PARIS, Oct 19 (Reuters) - Spirits group Pernod Ricard posted a stronger-than-expected 5.7 percent rise in first-quarter underlying sales, helped by accelerating demand for its Martell cognac and Chivas whisky in China, and by robust growth in its main U.S. market.

The owner of Mumm champagne and Absolut vodka said that, in an environment that remained uncertain, it was keeping its forecast for a 3-5 percent rise in full-year profit from recurring operations after last year's 3.3 percent growth.

For the first quarter ended Sept. 30, Pernod Ricard reported sales of 2.29 billion euros ($2.71 billion), marking a like-for-like rise of 5.7 percent and above analysts' estimates for 3.4 percent like-for-like growth.

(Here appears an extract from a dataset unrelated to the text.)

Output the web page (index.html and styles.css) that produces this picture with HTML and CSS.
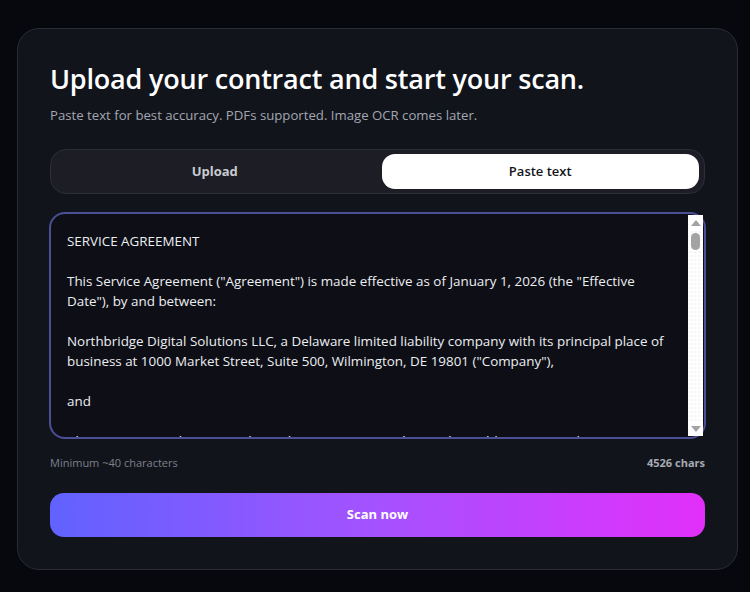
FILE: index.html
```html
<!DOCTYPE html>
<html lang="en">
  <head>
  <link rel="stylesheet" href="styles.css">
  </head>
  <body>
    <div class="card">
      <h1 class="title">Upload your contract and start your scan.</h1>
      <p class="sub">Paste text for best accuracy. PDFs supported. Image OCR comes later.</p>
      <div class="tabs">
        <button class="tab">Upload</button>
        <button class="tab active">Paste text</button>
      </div>
      <div class="field">
        <textarea class="input" id="contract">SERVICE AGREEMENT

This Service Agreement ("Agreement") is made effective as of January 1, 2026 (the "Effective Date"), by and between:

Northbridge Digital Solutions LLC, a Delaware limited liability company with its principal place of business at 1000 Market Street, Suite 500, Wilmington, DE 19801 ("Company"),

and

Alex Carter Consulting, an independent contractor with a mailing address at 742 Elm Street, Denver, CO 80203 ("Consultant").

1. SERVICES
Consultant shall provide the services described in Exhibit A (the "Services") in a professional and workmanlike manner, consistent with generally accepted industry standards.

2. TERM
This Agreement begins on the Effective Date and continues for twelve (12) months unless terminated earlier as provided herein. Thereafter, this Agreement shall renew automatically for successive one-year terms unless either party gives written notice of non-renewal at least sixty (60) days before the end of the then-current term.

3. FEES AND PAYMENT
Company shall pay Consultant the fees set forth in Exhibit B. Invoices are due within thirty (30) days of receipt. Late payments shall accrue interest at the rate of one and one-half percent (1.5%) per month, or the maximum rate permitted by law, whichever is less.

4. CONFIDENTIALITY
Each party agrees to hold the other party's Confidential Information in strict confidence and not to disclose it to any third party without prior written consent, except as required by law.

5. INTELLECTUAL PROPERTY
All work product created by Consultant under this Agreement shall be the sole and exclusive property of Company upon full payment of all fees due.

6. INDEMNIFICATION
Consultant shall indemnify, defend and hold harmless Company from any and all claims, losses and expenses arising out of Consultant's gross negligence or willful misconduct.

7. LIMITATION OF LIABILITY
In no event shall either party be liable for any indirect, incidental, special or consequential damages, even if advised of the possibility of such damages.

8. TERMINATION
Either party may terminate this Agreement for convenience upon thirty (30) days' written notice. Company may terminate immediately upon a material breach by Consultant.

9. NON-SOLICITATION
During the term and for twelve (12) months thereafter, Consultant shall not solicit any employee of Company.

10. GOVERNING LAW
This Agreement shall be governed by the laws of the State of Delaware, without regard to its conflict of laws principles.

11. ENTIRE AGREEMENT
This Agreement constitutes the entire agreement between the parties and supersedes all prior understandings, whether written or oral.</textarea>
        <div class="scrollbar">
          <span class="arrow up"></span>
          <span class="track"><span class="thumb"></span></span>
          <span class="arrow down"></span>
        </div>
      </div>
      <div class="meta">
        <span>Minimum ~40 characters</span>
        <b id="count">4526 chars</b>
      </div>
      <button class="scan">Scan now</button>
    </div>
  </body>
</html>
```

FILE: styles.css
```css
html, body { padding: 0; margin: 0; }
body {
  background: #07070e; color: #f2f3f5; height: 592px; overflow: hidden;
  font: 13.2px/1.5 "Open Sans", "Noto Sans", Arial, sans-serif;
}
button, textarea { font: inherit; }
.card {
  width: 655px; margin: 28px 0 0 17px; padding: 32px;
  background: #12141c; border: 1px solid #2a2c36; border-radius: 22px;
}
.title { margin: 0; font-size: 27px; line-height: 36px; font-weight: 600; color: #fff; letter-spacing: -0.2px; }
.sub { margin: 8px 0 24px; color: #a3a6b0; line-height: 20px; }
.tabs {
  display: flex; gap: 8px; padding: 4px 5px; height: 35px;
  background: #1c1d25; border: 1px solid #2c2e38; border-radius: 16px;
}
.tab {
  flex: 1; border: none; border-radius: 13px; background: transparent;
  color: #c9cbd2; font-size: 13px; font-weight: 700; cursor: pointer;
}
.tab.active { background: #fff; color: #14151b; font-weight: 600; }

.field { position: relative; margin: 18px 0 0 -1px; width: 657px; }
.input {
  display: block; box-sizing: border-box; width: 100%; height: 227px;
  padding: 17px 31px 0 16px; resize: none; overflow: hidden;
  background: #0e0f16; color: #eceef2; font-size: 13.4px; line-height: 20px;
  border: 2px solid #4b4f95; border-radius: 16px; outline: none;
}
/* fake classic scrollbar, the real one is hidden in the renderer */
.scrollbar {
  position: absolute; top: 3px; right: 3px; bottom: 3px; width: 15px;
  display: flex; flex-direction: column; background: #fff;
}
.arrow { height: 15px; display: flex; justify-content: center; align-items: center; }
.arrow::before { content: ""; border-left: 5px solid transparent; border-right: 5px solid transparent; }
.arrow.up::before { border-bottom: 6px solid #a3a3a3; }
.arrow.down::before { border-top: 6px solid #a3a3a3; }
.track {
  flex: 1; display: block; padding-top: 3px;
  background: radial-gradient(circle, #e3e3e3 0.6px, transparent 0.8px) center top / 4px 4px;
}
.thumb { display: block; width: 9px; height: 17px; margin: 0 auto; background: #a3a3a3; border-radius: 5px; }

.meta {
  display: flex; justify-content: space-between; margin: 16px 0 22px;
  font-size: 11px; line-height: 16px; color: #7d808b;
}
.meta b { color: #a7aab3; }
.scan {
  display: block; width: 100%; height: 44px; border: none; border-radius: 14px;
  background: linear-gradient(90deg, #6062ff, #a552ff 50%, #e12ff9);
  color: #fff; font-size: 13px; font-weight: 700; cursor: pointer;
}
```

Pernod, the world's second-biggest spirits group behind Britain's Diageo, said disruption from a ban on alcohol sales near highways in India, its second largest market, continued to weigh on sales but added this was now easing off.

Sales in India rose 2 percent in the quarter, having previously slowed down to 1 percent in full year 2016/17 from 12 percent growth in full year 2015/16.

Pernod also reiterated that a gradual improvement in its performance was expected from the second quarter.

In China, sales rose 15 percent in the quarter as growth accelerated in all product categories and notably demand for Martell cognac. Chivas whisky also returned to growth.

The group, however, cautioned that because the Chinese New Year was due on Feb. 16, 2018, three weeks later than in 2017, this would negatively impact its second quarter.

In the United States, sales rose 4 percent, driven by double-digit growth for Jameson whiskey but Absolut vodka was still in decline in a competitive environment.